Vejo
pelo face um emaranhado de recados com o tema amor. O que me preocupa muito,
principalmente quando vejo frases de filósofos que discutem sobre o assunto, é
a visão distorcida que muitos têm a respeito. Ao pensar a relação amor e
indivíduo, não podemos descartar alguns comportamentos e psiques condicionados pela
sociedade vigente.
Influenciado pelas leituras de Marx e um
artigo de Renato Nunes “O Desafio de Amar”,
surge o questionamento sobre a possibilidade de uma relação duradoura que
muitos procuram, mas não encontram e, não vejo outra saída se não pensar uma
ética de relações intersubjetivas opostas às categorias do capitalismo,
constituída enquanto instâncias de alteridade e afetividade.
Para
se ter uma ideia mais clara, analisemos por um instante sob uma perspectiva
ontológica a intersubjetividade. Eros, desejo que leva o indivíduo a sair de
seu estado egocêntrico, necessita do estado de alteridade para que o ego abra
espaço para realização do encontro do outro e procurar o prazer no objeto
desejado, contudo, este desejo não é uma mera vontade de posse e, portanto, um
apropriar-se de coisas, mas sim, um alcance de reconhecimento de si no e do
outro, o que leva a afirmação de existência do ego. Portanto, amar é a extensão
entre dois corpos no reconhecimento de duas consciências que buscam a
construção da identidade, o que não está desvinculada da intersubjetividade e
que se funda na reciprocidade.
O que se encontra em causa aqui é justamente o
fenômeno da alteridade. A sociedade vigente que se ergue diante do ideal
capitalista cria um abismo entre alteridade e o indivíduo. O reducionismo e
abstracionismo em que as reflexões capitalistas se enredam isolam completamente
da essência do ser humano o “sair de si e olhar para o outro” do ego. Na
sociedade vigente, o fio condutor que mantém as relações é a produção de
mercadorias e a geração de lucro, com isso cria-se o fenômeno que Marx chama de
“fetichismo da mercadoria”, que se estende até às relações humanas. Assim como
as mercadorias representam “poderes alquímicos” - a satisfação que advoga a
favor dos comportamentos hedonistas perniciosos, também ocorre entre os seres
humanos. O que afrouxa a perduração de relações humanas. Seres humanos,
impulsionados pelo desejo egocêntrico, sublimam seus interesses na satisfação
imediata que as mercadorias oferecem, por conseguinte, as relações humanas são
travestidas por este desejo individualista. Os indivíduos buscam no outro a
satisfação imediata de seus desejos, quando isto não ocorre, o outro é
descartado, assim como as mercadorias de consumo, afirmando cada vez mais na
essência do ser o egocentrismo que se opõe a autorrealização e na afirmação da
desubstancialidade deste, prejudicando a própria construção do ego, já que este
necessita do “olhar do outro” para apreender-se.
A
inefabilidade desta essência enquanto algo ontologicamente construído em
atitudes voltadas para si mesmo, esvazia o ser de qualquer explicação positiva
quanto ao sentido de alteridade que engaja o ser humano e concretiza sua
existência, as atitudes hedonistas se tornou um imperativo da psique, o que
leva as relações tornar-se cada vez mais ternas e frívolas.

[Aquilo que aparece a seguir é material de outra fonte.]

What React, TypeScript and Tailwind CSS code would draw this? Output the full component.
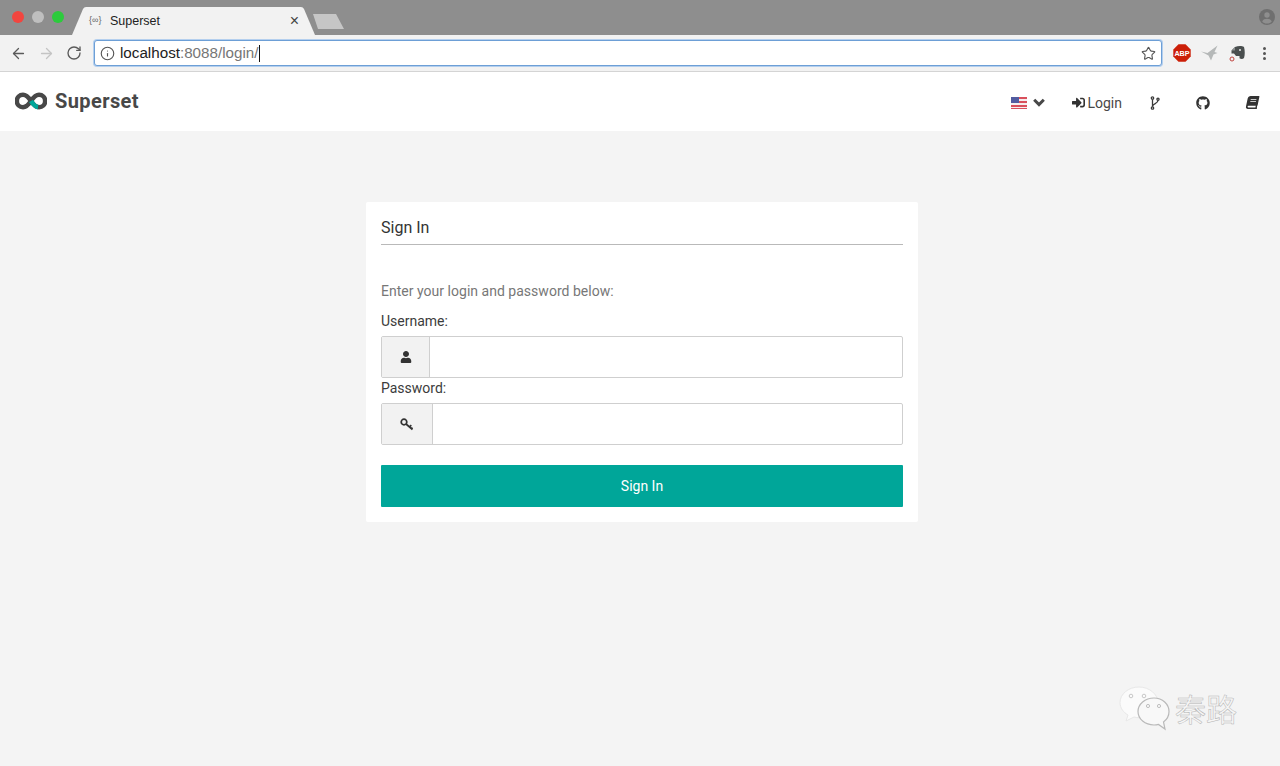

O que esta em jogo aqui é a necessidade do ego
sair de si mesmo em que as categorias capitalistas não estimulam. A existência
de relações duradouras é inerente à ética. O compromisso está vinculado ao
outro, não que isto exija a metrificação de uma relação. A relação duradoura
deve abrir-se no quiasma da espontaneidade e alegria, e não em um formalismo
contratual. Em outras palavras, o amor genuíno é vivido e contaminado da
verdade do outro. Para seres humanos estabelecer-se no amor genuíno seria
necessário pensar uma ética distinta da atual impregnada de reflexões
hedonistas.
Como
diz Pierre Lévi: “Quem não se ama usa os outros para preencher as próprias
deficiências. Busca um ego complementar ao seu”.